Confusing and slightly off-putting: in order to get that ludicrous bailout package approved, lawmakers added $110,000,000,000 (yes, 110 billion dollars) in what is called "pork" to the package. Pork is essentially bribes; apportions that favour a particular person or group in order to give that person or group an 'incentive' to support the package. Some of the weirdest provide tax exemptions for a particluar kind of arrow used by child archers and some kind of tax/depreciation loophole for the owners of motor speedways. I honestly am no closer to understanding this country. (To be fair, the pork also includes a large amount of money and tax breaks for green energy, which is, needless to say, long overdue.)

So there's this game called LittleBigPlanet that's coming out soonish for the PS3. One of the major draws of this obscenely-cute but otherwise fairly-typical platforming game is the availibility of user-created content. Utilizing a vast array of user-friendly tools, just about anyone can hop in and make a level. The game has been "in beta" (meaning that it's not for sale yet, but some people are playing it to help test and get the bugs out) for a while now, and the amount of user-created content is already baffling. The one creation that really got my attention was the one below. It's just a simple difference engine (basically an adding-subtracting machine), but when the camera pans back to show the shockingly complex system of pulleys, magnets and yarn that allows the machine to function, one can only shake one's head in astonishment.

I shall have to get a PS3 soon.

Local News: One of my new New York friends, Chris, recently read an article in the Daily News about a woman who had scattered her father's ashes on the pitcher's mound at Shea Stadium. Now that the stadium is being torn down, the woman approached the Mets (baseball team) and asked if she could have a bit of the dirt from the mound as a memento of her father's passing. She was refused (citing safety reasons), and Chris, who is currently working at Shea dismantling the bleachers, acquired a bit of the dirt and gave it to the lady, attaining his fifteen minutes at the ripe old age of 26. Can we have a round of "awwwww"?

International News: A man in Cambodia who wanted a divorce from his wife "because his wife wouldn't tend to him when he was ill" took the novel approach of actually cutting their house in half and taking his share away. Words fail me.

Now, you know I love many of the internets. I love the video internet, and the information internet, and the prOn internet. But occasionally the world wide web tosses up something so wonderful, so spontaneously ridiculous, that I have to stop and marvel at its magnificence.
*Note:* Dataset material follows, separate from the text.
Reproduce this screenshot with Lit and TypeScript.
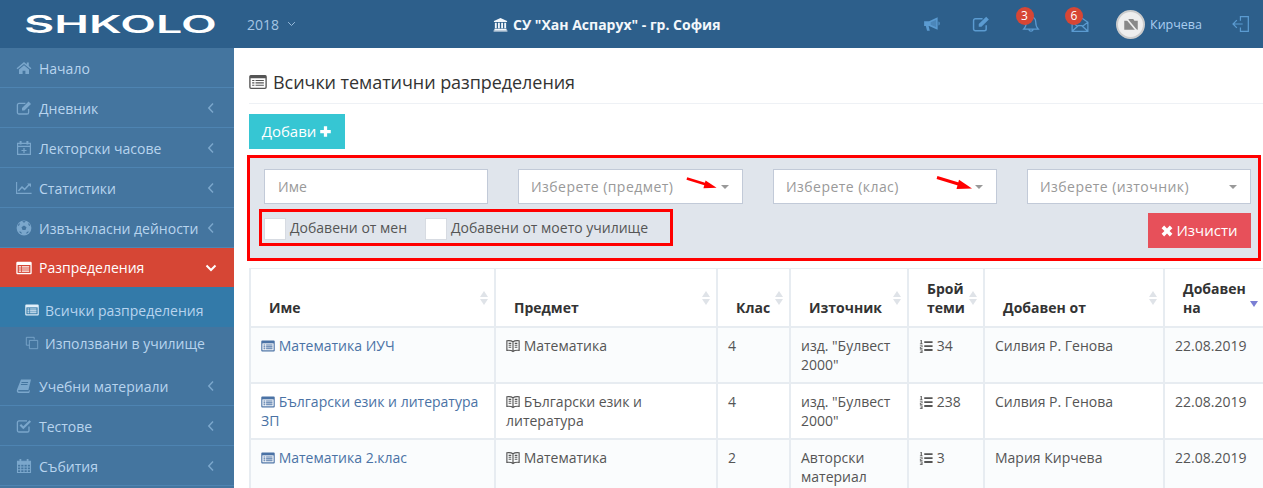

I present to you such a thing. An innocuous article from Wired about an organism found deep in a South African mine that is essentially the one-man-band of the biological world. But the great thing about it is not the article itself (which is as perfectly perfect as any Wired article can be), but the comments thread which follows it. Hundreds of people took a simple misspelling from the very first comment ("Maltian" instead of "Martian") and spun it out into a golden tale of the kingdom/planet/religion of Maltia. And all in less than a day. This thing has "next internet meme" stamped all over it. (Which I guess is a lot like saying that my next breath has "Adam's next breath" stamped all over it, internet memes being roughly as common as my individual inhalations.)

Well, I guess I'll leave you now with this wonderful, wonderful video from Gametrailers. It requires no explanation, merely a childish gasp of glee and a quiet prayer of thanks that I don't have to try and buy a Wii this holiday season.

Now fuck off.

Love, Adam
Mike Tyson is a rapist and will never ever ever ever be in a Nintendo game ever again. So stop saying that it 'won't be the same' without him.